Paulo Lins comenta o rolezinho no jornal espanhol El País

“Não vejo nada de espontâneo neste fenômeno”

O rolezinho é uma forma de trazer à tona o fato de que o Brasil é um país racista e demonstra que é uma manifestação extremamente política e organizada. Não vejo nada espontâneo neste fenômeno. Acho que o debate público na periferia do Brasil está muito grande. Desde os anos 90, a música, a literatura, a poesia, o rap são muito políticos e esses jovens se ligam assim na política, ouvem as pessoas falarem, debaterem. Eu mesmo já organizei vários debates com crianças nas favelas. Os políticos não estão percebendo que a periferia está mudando, que não aceita mais os desmandos políticos. Hoje você conversa com um jovem de 15 anos da periferia e ele sabe tudo o que está acontecendo, apresenta as mesmas ideias que um jovem do centro da cidade.

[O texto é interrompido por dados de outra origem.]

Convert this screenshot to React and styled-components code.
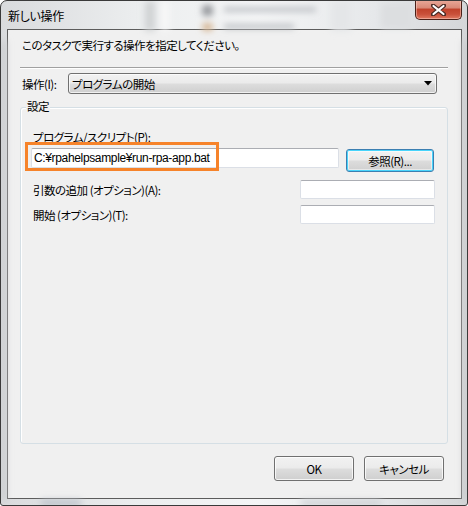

A resposta das autoridades diante do rolezinho não é novidade, sempre foi assim. Se entrarem cinco negros num shopping a segurança vai ficar olhando, vai ir atrás. A polícia brasileira é a que mais mata jovens negros. Todo mundo sabe disso. O Brasil é um país racista, como a maioria dos países na Europa, como os Estados Unidos. Isso acontece no mundo todo e os jovens de periferia estão cansados de ver isso. Uma menina de 15 anos que morava no morro recebeu 1.000 reais de presente de aniversário do pai para comprar um vestido. Ela era barrada nas lojas de grife, não conseguiu comprá-lo. Tenho uma amiga francesa mulata, que chegava nas boutiques de Ipanema e o pessoal queria botar ela para fora, até que ouviam o sotaque.

Mas o problema não é as pessoas serem racistas, é as instituições serem racistas. Não posso mudar o racismo pessoal, agora, quando é o Estado que é racista temos um problema. Essa forma de racismo é a que causa a violência. Uma classe média inteligente vai entender que essa forma como tratam a essas crianças nos shoppings é um dos principais motivos que causam violência.

A classe média tem que abraçar essa causa para viver num pais melhor. Roubo e arrastão sempre houve em qualquer situação. O importante é que as pessoas que não fazem isso estão lá também. O mais importante para nós, para imprensa, deveria ser o fato político.